Being called intimidating on the set of Chaos Walking: ‘I’ve been told that I’m intimidating. “I was having my hair done, having my wig put on, I remember thinking, “God, should I be smaller? Should I be quieter?”’

Being called aggressive: “I’ve been called aggressive, too; my energy is ‘quite aggressive’. That was during a meeting with a director. I was thinking: ‘But why? Is it because I maintained eye contact? Is it because I’m passionate about what we’re talking about?’ I dunno. You have that horrible sinking feeling of, God, do I not come across the way I think I do?”

On keeping her private life on lockdown: “When I signed on to Star Wars, there was nothing in my contract that said: ‘Your life will be talked about’”, she said, telling the magazine she has tried hard to keep her romantic life out of the headlines. “It got to the point where I realised so much of my life was out there…People knew my mum’s name, my dad’s name, what my sisters do for a living. And I thought it would be nice to have something that’s for me, that isn’t for everybody else. I just thought I would keep that separate.”

[From The Evening Standard]

Daisy is 28 years old. How old were you when you began to understand that your male bosses and male coworkers were actually gaslighting you when they told you that you’re “intimidating” and “aggressive” for simply speaking and existing?

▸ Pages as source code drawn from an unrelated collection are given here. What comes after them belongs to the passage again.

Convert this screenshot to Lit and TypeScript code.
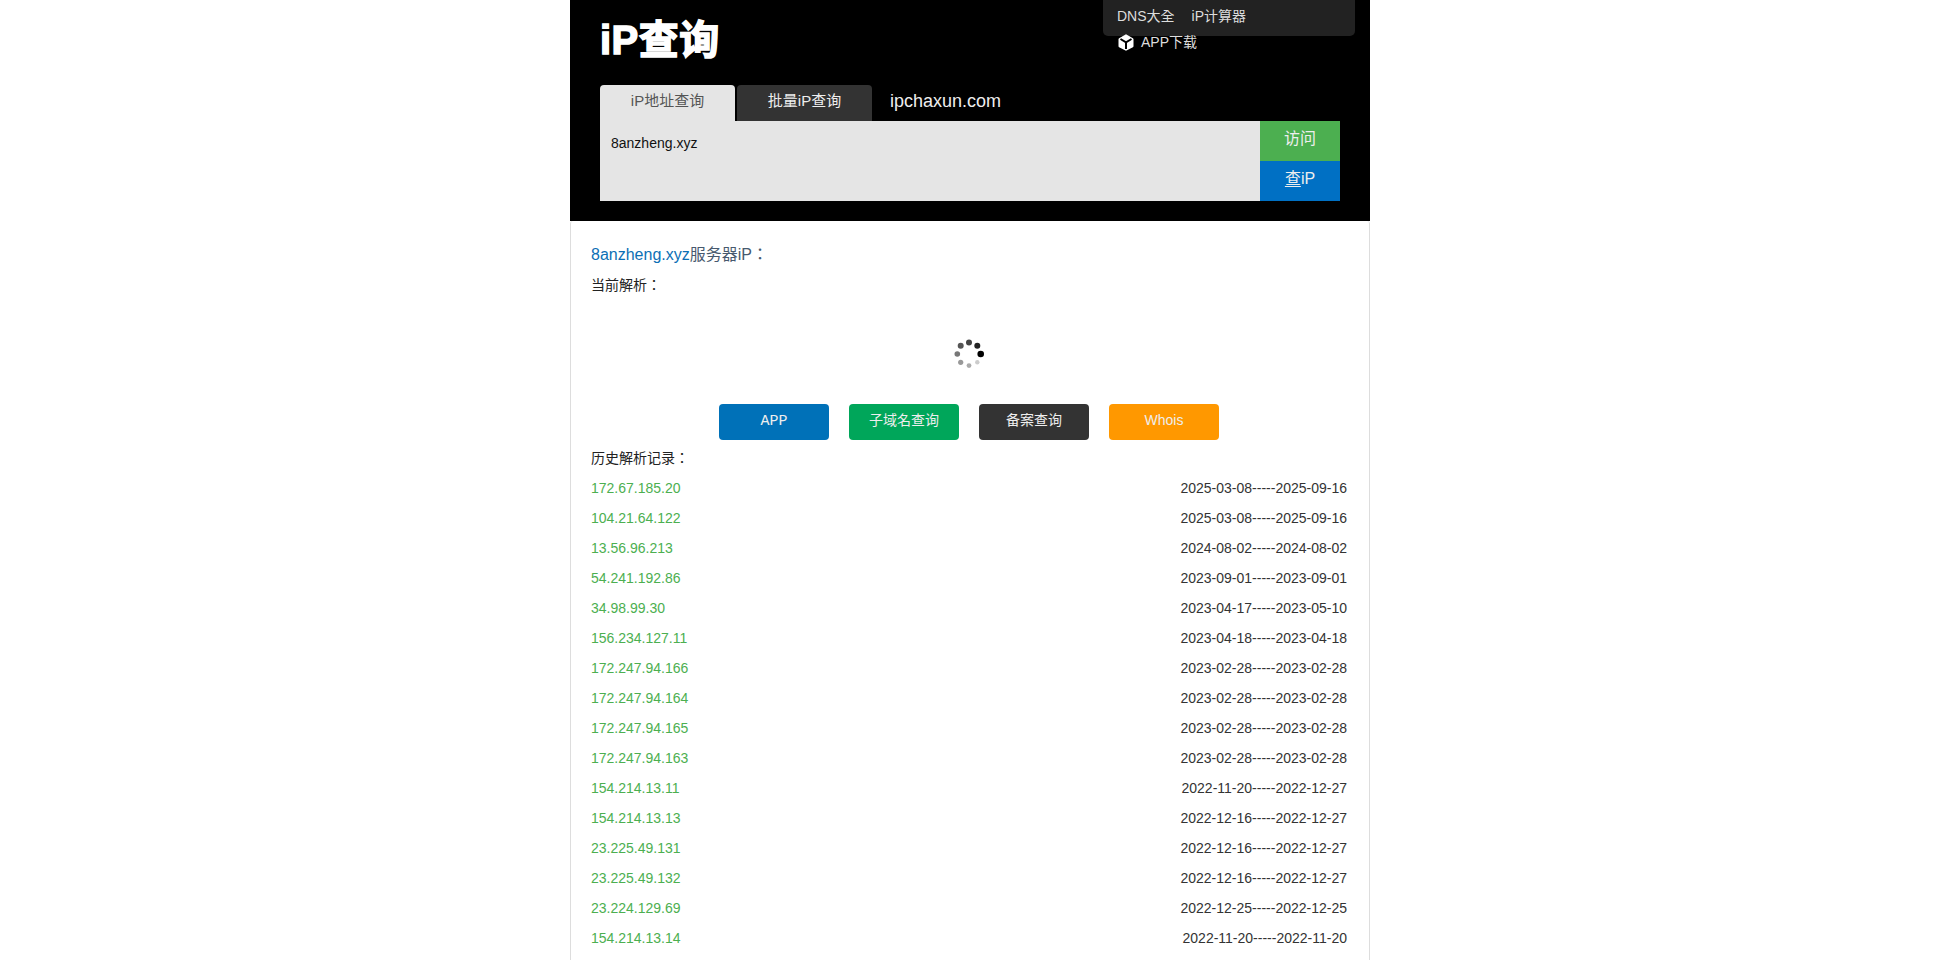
import { LitElement, html, css, svg } from "lit";
import { customElement } from "lit/decorators.js";

const RECORDS: [string, string][] = [
  ["172.67.185.20", "2025-03-08-----2025-09-16"],
  ["104.21.64.122", "2025-03-08-----2025-09-16"],
  ["13.56.96.213", "2024-08-02-----2024-08-02"],
  ["54.241.192.86", "2023-09-01-----2023-09-01"],
  ["34.98.99.30", "2023-04-17-----2023-05-10"],
  ["156.234.127.11", "2023-04-18-----2023-04-18"],
  ["172.247.94.166", "2023-02-28-----2023-02-28"],
  ["172.247.94.164", "2023-02-28-----2023-02-28"],
  ["172.247.94.165", "2023-02-28-----2023-02-28"],
  ["172.247.94.163", "2023-02-28-----2023-02-28"],
  ["154.214.13.11", "2022-11-20-----2022-12-27"],
  ["154.214.13.13", "2022-12-16-----2022-12-27"],
  ["23.225.49.131", "2022-12-16-----2022-12-27"],
  ["23.225.49.132", "2022-12-16-----2022-12-27"],
  ["23.224.129.69", "2022-12-25-----2022-12-25"],
  ["154.214.13.14", "2022-11-20-----2022-11-20"],
];

const DOTS: [number, number, number, string][] = [
  [21.7, 12, 3.3, "#000"],
  [18.3, 3.7, 3, "#222"],
  [10, 0.4, 3, "#444"],
  [1.7, 3.7, 3, "#555"],
  [-1.7, 12, 2.8, "#777"],
  [1.7, 20.3, 2.6, "#999"],
  [10, 23.6, 2.4, "#aaa"],
  [18.3, 20.3, 2.2, "#ccc"],
];

@customElement("app-root")
export class AppRoot extends LitElement {
  static styles = css`
    :host {
      display: block;
      height: 100vh;
      overflow: hidden;
      background: #fff;
      font-family: "Liberation Sans", "Noto Sans CJK TC", sans-serif;
      font-size: 14px;
      color: #333;
    }
    .page {
      width: 800px;
      margin: 0 auto;
    }
    .head {
      position: relative;
      background: #000;
      height: 221px;
      padding: 0 30px 20px;
      box-sizing: border-box;
      display: flex;
      flex-direction: column;
      justify-content: flex-end;
    }
    .logo {
      position: absolute;
      left: 30px;
      top: 15px;
      font-size: 40px;
      line-height: 50px;
      font-weight: 700;
      color: #fff;
      letter-spacing: 0.5px;
      -webkit-text-stroke: 1.5px #fff;
    }
    .menu {
      position: absolute;
      left: 533px;
      top: 0;
      width: 252px;
      height: 36px;
      background: #222;
      border-radius: 0 0 5px 5px;
      box-sizing: border-box;
      padding: 0 14px 4px;
      display: flex;
      gap: 17px;
      align-items: center;
      color: #ddd;
      font-size: 14px;
      line-height: 32px;
    }
    .app {
      position: absolute;
      left: 548px;
      top: 33px;
      display: flex;
      align-items: center;
      gap: 7px;
      color: #ddd;
      font-size: 14px;
      line-height: 18px;
    }
    .app svg { display: block; }
    .tabs {
      display: flex;
      gap: 2px;
      align-items: stretch;
      height: 36px;
    }
    .tab {
      width: 135px;
      border-radius: 4px 4px 0 0;
      text-align: center;
      line-height: 32px;
      font-size: 15px;
    }
    .tab.on { background: #e5e5e5; color: #555; }
    .tab.off { background: #333; color: #eee; }
    .domain {
      color: #eee;
      font-size: 18px;
      line-height: 32px;
      margin-left: 16px;
    }
    .search {
      display: flex;
      height: 80px;
      background: #e5e5e5;
    }
    .input {
      flex: 1;
      padding: 12px 11px;
      font-size: 14px;
      line-height: 20px;
      color: #111;
    }
    .actions {
      width: 80px;
      display: flex;
      flex-direction: column;
    }
    .act {
      height: 40px;
      line-height: 36px;
      text-align: center;
      color: #eee;
      font-size: 16px;
    }
    .act.visit { background: #4caf50; }
    .act.query { background: #0070c4; }
    .act.query span { text-decoration: underline; text-underline-offset: 2px; }
    .card {
      border: 1px solid #ddd;
      border-top: 0;
      border-radius: 3px 3px 0 0;
      padding: 23px 22px 0 20px;
      min-height: 800px;
      box-sizing: border-box;
    }
    .title {
      font-size: 16px;
      line-height: 22px;
      color: #47596e;
    }
    .title a { color: #0c6fb5; }
    .label {
      font-size: 14px;
      line-height: 20px;
      color: #222;
    }
    .current { margin-top: 9px; }
    .spin {
      display: flex;
      justify-content: center;
      padding-top: 47px;
      height: 85px;
      box-sizing: border-box;
      margin-bottom: 24px;
    }
    .spin svg { overflow: visible; display: block; }
    .btns {
      display: flex;
      justify-content: center;
      gap: 20px;
    }
    .btn {
      width: 110px;
      height: 36px;
      border-radius: 4px;
      color: #eee;
      text-align: center;
      line-height: 32px;
      font-size: 14px;
    }
    .b1 { background: #0071b8; font-family: "Liberation Mono", monospace; font-size: 15px; line-height: 36px; }
    .b2 { background: #00a65a; }
    .b3 { background: #333; }
    .b4 { background: #ff9800; }
    .history { margin-top: 8px; }
    .rows { margin-top: 5px; }
    .row {
      display: flex;
      justify-content: space-between;
      height: 30px;
      line-height: 30px;
      font-size: 14px;
    }
    .ip { color: #4caf50; }
    .date { color: #333; }
  `;

  render() {
    return html`
      <div class="page">
        <header class="head">
          <div class="logo">iP查询</div>
          <nav class="menu"><span>DNS大全</span><span>iP计算器</span></nav>
          <div class="app">
            <svg width="16" height="17" viewBox="0 0 16 17">
              <path fill="#fff" d="M8 .3l6.9 3.9q.6.4.6 1v7q0 .7-.6 1l-6.9 3.5-6.9-3.5q-.6-.3-.6-1v-7q0-.6.6-1z" />
              <path fill="none" stroke="#000" stroke-width="2" d="M2.5 5L8 8.3 13.5 5M8 8.3V15" />
            </svg>
            <span>APP下载</span>
          </div>
          <div class="tabs">
            <div class="tab on">iP地址查询</div>
            <div class="tab off">批量iP查询</div>
            <div class="domain">ipchaxun.com</div>
          </div>
          <div class="search">
            <div class="input">8anzheng.xyz</div>
            <div class="actions">
              <div class="act visit">访问</div>
              <div class="act query"><span>查</span>iP</div>
            </div>
          </div>
        </header>
        <main class="card">
          <div class="title"><a>8anzheng.xyz</a>服务器iP：</div>
          <div class="label current">当前解析：</div>
          <div class="spin">
            <svg width="20" height="24" viewBox="0 0 20 24">
              ${DOTS.map(([x, y, r, c]) => svg`<circle cx=${x} cy=${y} r=${r} fill=${c} />`)}
            </svg>
          </div>
          <div class="btns">
            <div class="btn b1">APP</div>
            <div class="btn b2">子域名查询</div>
            <div class="btn b3">备案查询</div>
            <div class="btn b4">Whois</div>
          </div>
          <div class="label history">历史解析记录：</div>
          <div class="rows">
            ${RECORDS.map(
              ([ip, d]) => html`<div class="row"><span class="ip">${ip}</span><span class="date">${d}</span></div>`
            )}
          </div>
        </main>
      </div>
    `;
  }
}
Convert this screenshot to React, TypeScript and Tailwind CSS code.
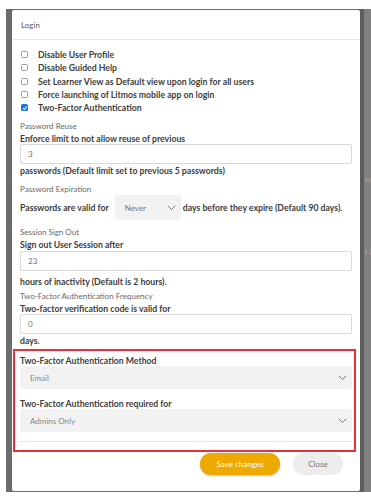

I got that for most of my life, even when I was younger and pretty shy – men/boys would read my silence and shyness as intimidating and threatening. Then when I would speak up, that too was intimidating and aggressive. At some point, every woman just comes to the realization that it’s not about your looks or what you say or don’t say. There are just tons of men who are always going to say you’re intimidating or aggressive or threatening simply because you’re a woman. That’s it. That’s the aha-moment.

Photos courtesy of Avalon Red.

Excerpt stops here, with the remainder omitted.